Migrating Modlog to Postgres

thejetou commented 4 years ago

Context

The current Modlog setup of using text files and ripgrep to meet the search criteria is sluggish and has been the result of numerous complaints.

Solution

Databases! It has shown to work in PM logs, from taking ~5 minutes to being instantaneous.
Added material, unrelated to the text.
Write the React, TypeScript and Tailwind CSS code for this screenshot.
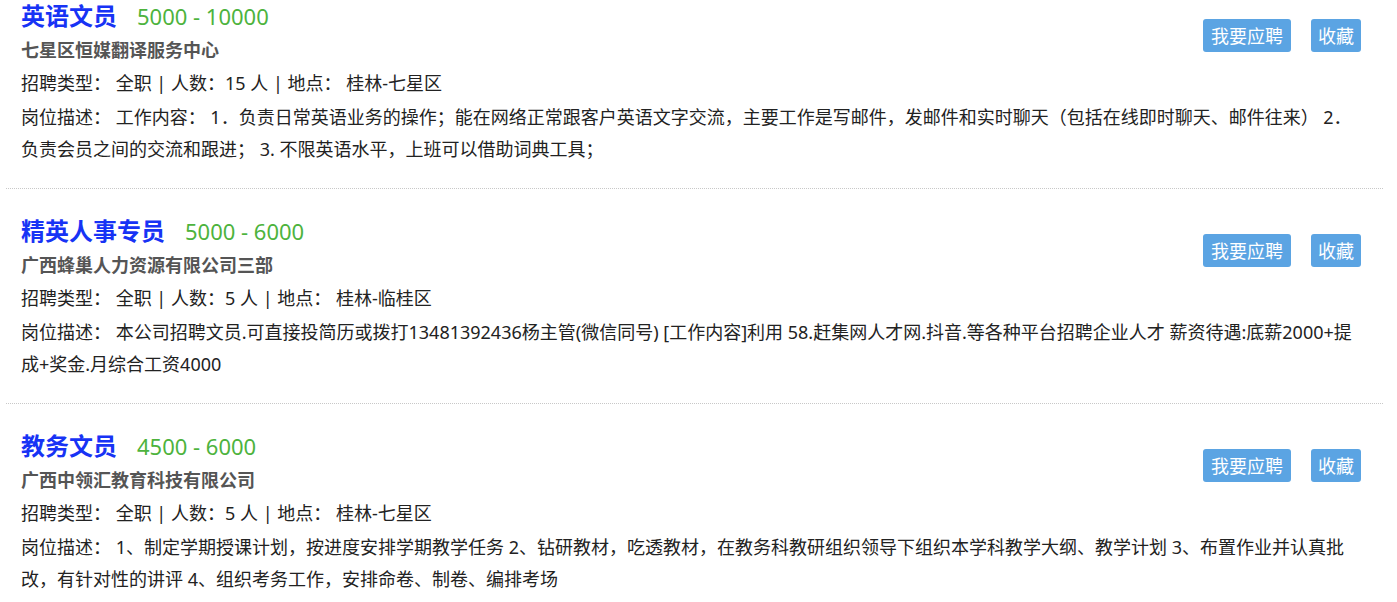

It is obviously not a 'silver bullet' though, like everything it requires optimizations and monitoring to ensure it's meeting requirements.

Why Postgres?

While SQLite is easier to set up (it's just a file), I think Postgres is a better choice for a couple reasons

The server will use the same database engine as the client (see: https://github.com/smogon/pokemon-showdown-client/issues/1423)
SQLite is meant to be a 'lightweight' database, intended for use in embedded devices (or mobile phones), so scaling Postgres higher should in theory be easier.

Proposed Schema

CREATE TABLE modlog (
    -- UNIX timestamp
    -- Integer technically works here, but would break on 2038
    timestamp bigint NOT NULL
    room_id TEXT NOT NULL
    -- ROOMBAN, NOTE etc.
    action TEXT NOT NULL
    user_id TEXT
    autoconfirmed TEXT
    alts TEXT[],
    ip TEXT,
    logged_by TEXT,
    note TEXT
);

-- We use `WHERE roomid = $1` _every_ single time, so an index seems worth it
CREATE INDEX ml_index ON modlog(room_id)

Proposed Query

SELECT *
FROM modlog
WHERE
    room_id = $1
    AND
    concat_ws(" ", time_stamp, action, user_id, autoconfirmed, array_to_string(autoconfirmed, " "), alts, ip, logged_by, note) LIKE $2
ORDER BY timestamp DESC
LIMIT $3

Of course, concatenation could in theory be expensive and thus make this query slow, but I don't think making premature optimization is worth it. If it does turn out to be too slow, we could rewrite the modlog command such that it takes a filter for each query and we don't have to concatenate all of them.

Conversion

Create a tools/database-converters where we support converting modlog from the old format (with the script @sparkychildcharlie wrote) to the new format, converting the new one to Postgres, and vice versa only for the latter.

\cc @Zarel @scheibo

Zarel commented 4 years ago

@scheibo So I finally had time to work on database migrations, and talked them over with JetOU. JetOU thought that migrating to SQLite was unnecessary and he wanted to migrate to Postgres instead; I said I was tentatively okay with it, but it had to be done on Modlog and not Punishments because I didn't want Punishments on Postgres.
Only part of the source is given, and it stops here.